Howard budget proposal increases spending for schools, abandons plan to cut property tax

April 23, 1996|By Dan Morse | Dan Morse,SUN STAFF Sun staff writer Howard Libit contributed to this article.

Avoiding a showdown with local and state education officials, Howard County Executive Charles I. Ecker plans to give Howard schools all the money they requested for the next fiscal year, under the proposed 1997 operating budget released yesterday.

The $336.5 million spending plan -- which does not include a proposed $125 per household trash fee -- also would provide more money for garbage collection and debt payments, while making cuts to parks, social services, court systems and most county departments.

And the proposal scraps a 4-cent property tax cut Mr. Ecker had floated in January as part of his proposed trash policy.

But the modest proposed 2.4 percent spending increase actually is closer to 5 percent when an estimated $8 million in revenue from the trash fee is factored in.

That appears to be the second-largest proposed increase in the Baltimore region, behind Harford County's 9.4 percent increase, according to county officials interviewed yesterday.

Budgets throughout the area are not final, though, because legislative bodies in each county still must approve them.

In Howard last night, reaction from County Council members and school officials was positive, an indication that this year's budget process will be less contentious than in previous years.

Councilman Charles C. Feaga, a Republican from western Howard, said Mr. Ecker was able to make cuts while finding new money for schools and garbage disposal.

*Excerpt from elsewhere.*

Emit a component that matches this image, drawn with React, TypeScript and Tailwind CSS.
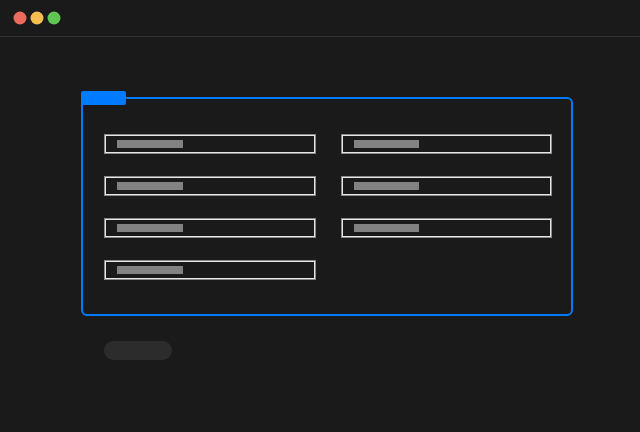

"I thought he worked the loaves and fishes deal," Mr. Feaga said, referring to the New Testament story in which Jesus turned a few fish and loaves of bread into enough food for thousands of people.

"I'm very happy," said school Superintendent Michael E. Hickey. "He gave us what we asked for. I know it wasn't easy to do but he did what he should have done."

School officials had requested an extra $6.6 million for day-to-day operations to keep pace with enrollment growth. Had Mr. Ecker not granted the request, the county would have lost $2.8 million in "maintenance of effort" funds from the state.

In March, Mr. Ecker had said he was "90 percent" certain he could not provide the $6.6 million. But by scrapping the 4-cent property tax cut, he said, he was able to come up with the money for schools.

The proposed budget for the fiscal year that begins July 1 now must be approved by the five-member County Council. Hearings begin next month with council work sessions to follow. Mr. Ecker predicted smooth sailing.

The Republican county executive also acknowledged yesterday that his proposed property tax cut did not amount to a substantial amount of money compared to the rest of the budget.

"The 4-cent reduction was more of a token," Mr. Ecker said.